Even more critical was Pikkety on “trickle-down” mechanisms in order to fight gross inequality and poverty. He went on to explain that the governments of yesteryear in North America, Europe and even some in Asia were able to mitigate the poverty, unemployment and inequality wrought in their countries through new social policies, welfare state policies, new fiscal policies and a vigorous yet progressive tax regime. 

Nothing on corruption because it is a mere symptom, not the illness. Professor Brian Levy, a former director at the World Bank and now academic associated with the University of Cape Town, in his work Working with the Grain, focusses on issues of good governance. Notice, not clean governance, but good governance. 

We have a provincial government in South Africa who believes that clean governance is good governance. Their concentration is on getting clean audits, getting their finances squeaky clean but whether they are actually delivering services to the poor is another thing. They send tons of money back to the national treasury, for example their housing budget, and have numerous court judgements against them because they do not take public participation seriously simply because they think clean governance is good governance. 

Good governance may well include clean governance but is it also about delivering services, being responsive to the needs of the citizenry and involving them in decisions affecting their lives. But back to Levy’s work. Levy is critical of the worldview of an age gone past which simply demands that challenges such as corruption ought to be fought in order to stimulate growth and development. This kind of thinking, he suggests, is stale. In a number of case studies, for example the one on Bangladesh, he states that when the new government came in and viciously attacked corrupt systems and individuals, growth and development were hampered rather than spurred. 

Instead Levy is much more interested in the existing institutions of a society and suggests that those interested in growth and development “work with the grain” rather than against it. It is in this respect too that one has to disagree with Professor Soni when he implies that the distortion of the “…political economy where dysfunctional state-owned enterprises and private enterprises work in cahoots to create fertile ground for rent seeking, looting and the major cause of grief for the citizenry – especially the poor…” came about only in the last two decades.

The political economy of South Africa, as stated earlier, was always distorted. State-owned enterprises, contrary to popular belief today, were always dysfunctional, especially under apartheid, and private enterprises were always working in cahoots with those seeking rent, looting and a cause of major grief. Before 1994, they were usually members of the Afrikaner Broederbond, the English elite and even today this class continues to reign. Just a pity an Indian family decided to mess in their pie and all of us got to hear about it.
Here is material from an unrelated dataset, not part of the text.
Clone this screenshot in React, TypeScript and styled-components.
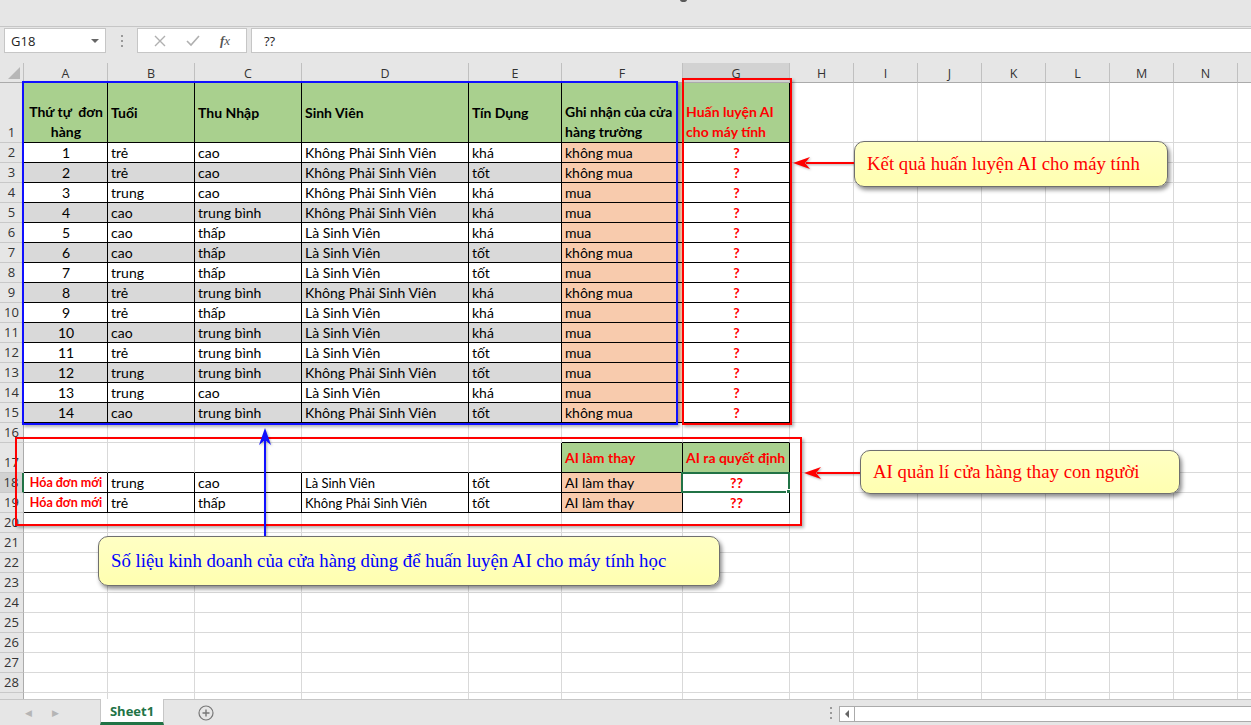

What a pity that we Africans have lived up to the corrupt narrative that others have painted us with. What a pity we have internalised this as South Africans and think that, yes, we too have gone with the rest of Africa. As if corruption is unique to Africa!   

Like Fanon, Soni is wise. Yet we must ask whether Fanon provides us with the necessary tools to fight unemployment, inequality and poverty today. Corruption like all other crime is but a symptom of our illness. The cohort which led and won our freedom, of which Professor Soni was a member, fought for just that: freedom. It is now incumbent on my generation to fight for justice. 

For above all, it is my contention that it is an unjust system in South Africa, safeguarded by the 1994 compromise, that really causes and perpetuates poverty and inequalities!  

Wesley Seale has a MA in Governance and Development (Merit) from the Institute of Development Studies, University of Sussex. He is currently pursuing his PhD in Beijing, China.